Inside the envelope was a note written on a brown paper towel.

Worried about what had happened to his friend, Heldman immediately phoned McNichol’s wife Jennifer, telling her to come down to the shop.

The note said, essentially, “I’m sorry – I’ve gotta go,” Heldman recalls.

It seemed odd to him, especially considering McNichol was a family man with two young children.

“As far as I’m concerned, he was a great guy. I had a lot of good times with John,” Heldman tells CTV News.

It’s known that McNichol was in financial difficulty – Heldman says the Grandma Lee’s franchise wasn’t as profitable as he had expected – but other than that, there were few clues as to what could have happened to the 30-year-old, or why.

“John’s case is very, very difficult,” says Waterloo Regional Police Sgt. Richard Dorling.

Over the last few months, police have reopened their investigation into McNichol’s disappearance – hoping modern techniques will help them bring closure to his friends and family.

Those techniques including re-interviewing witnesses from the first investigation, and speaking to others – including Heldman, believed to be the last person to see McNichol before he disappeared – for the first time.

Complicating factors is the age of the case.
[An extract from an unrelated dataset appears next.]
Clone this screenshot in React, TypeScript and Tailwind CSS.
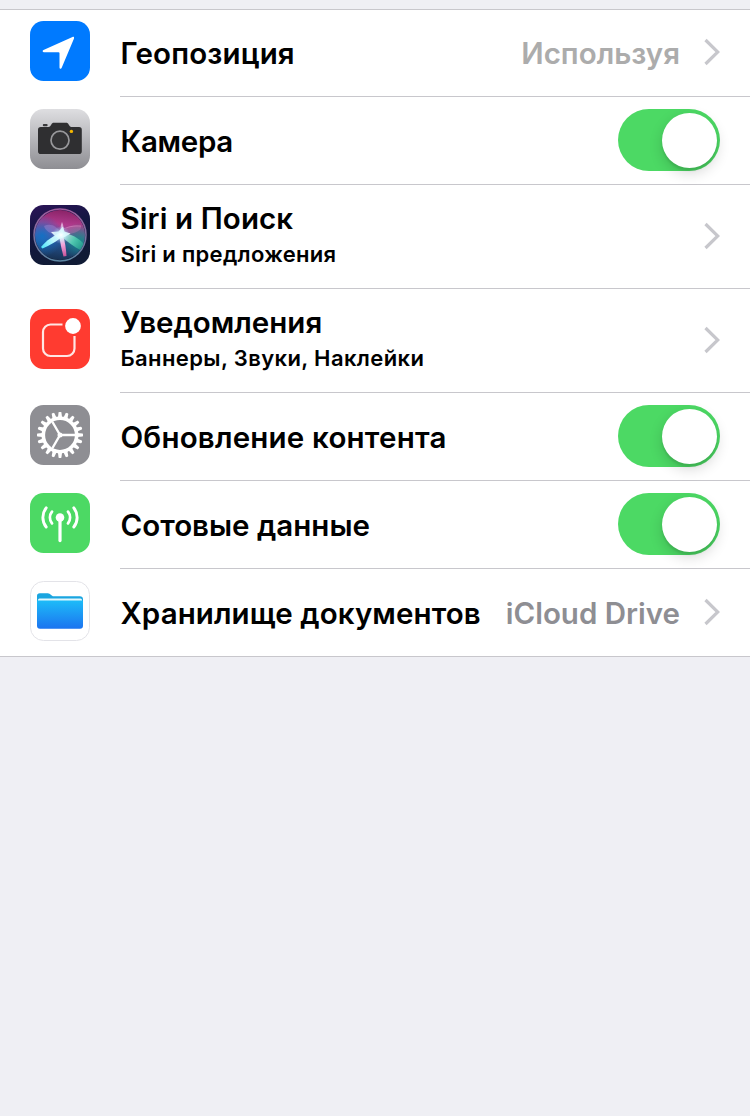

Dental records, generally the easiest way for police to positively identify human remains, have long since been destroyed.

Witnesses and others police spoke to in 1978 may not remember events as clearly as they did, Dorling says – and that also goes for the police they were speaking to.

“Most of the officers involved in this investigation have long retired,” he says.

“Peoples’ memories change, and information is lost.”

With 36 years separating McNichol’s disappearance from the present, and no sign of what happened to him, police say they’re working with a number of possibilities.

Foul play is one of those possibilities – although police say they have yet to find any evidence of that – as is suicide, as is looking for a way out of his financial predicament.

The only thing police are sure of is that McNichol wasn’t looking to escape from his wife and two young children.

“He didn’t just pack up and leave, and not contact his family ever again,” says Dorling.